Dans les premières phases de formation au Second Lab, chaque membre de l'équipe d'ERASME se créait son espace à soi en dupliquant un modèle et en l'aménageant à sa guise. Puis, la collaboration s'est mise en place. Nous avons constitué une bibliothèque d'objets (« assets ») pour que chacun aille piocher le mobilier dont il aurait besoin.



On reconnaît ci-dessus les structures auto-portantes utilisées dans le showroom et disponibles dans la bibliothèque d'objets personnalisée sur Mozilla Spoke. Pour que le Second Lab vive et remplisse sa fonction, il était indispensable que l'équipe s'approprie les lieux et ses composantes, sans être tributaire de mes collègues développeurs 3D. 

En donnant les clés du Second Lab à ERASME, nous avons documenté un maximum de connaissances sur ce nouveau métavers et sur les fonctionnalités des outils techniques ; nous avons également animé des sessions de formation en distanciel ou en présentiel - en faisant attention de ne pas se brûler les lèvres avec le café virtuel qui, paraît-il, est très chaud. 

 


Le Second Lab est-il un tiers lieu ?

Dans son article Coworking, fablabs, écolieux… Les Tiers Lieux ou la nouvelle théorie de « l’évolution des espaces », le cabinet de recrutement Elaee définissait le tiers lieu comme un espace « où les individus peuvent se rencontrer pour se réunir et échanger de façon informelle. » 

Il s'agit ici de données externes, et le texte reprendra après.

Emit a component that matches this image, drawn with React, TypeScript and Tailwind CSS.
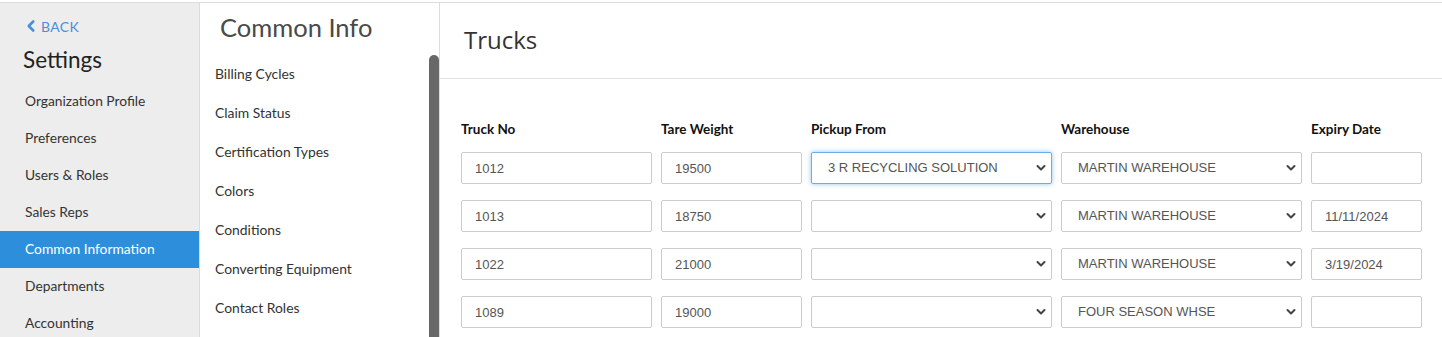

Il ne s'agit ni du foyer familial, ni du lieu de travail, mais d'un espace intermédiaire. Comment, alors, considérer le Second Lab ? C'est un lieu où l'on travaille, mais d'une autre manière. Ce n'est pas un chez-soi, mais on doit s'y sentir bien installé et légitime. Ce n'est pas une réplique à l'identique, un jumeau numérique de l'Urban Lab, mais les références au monde réel sont évidentes. Ce n'est pas non plus un site d'attraction touristique, du moins pas encore

Il n'est peut-être pas nécessaire de faire entrer le Second Lab dans une case à ce stade, mais la question du statut d'un tel lieu va se poser très rapidement. Si le Second Lab est le premier métavers public d'innovation ouverte au sein d'une collectivité, il ne sera sans doute pas le dernier.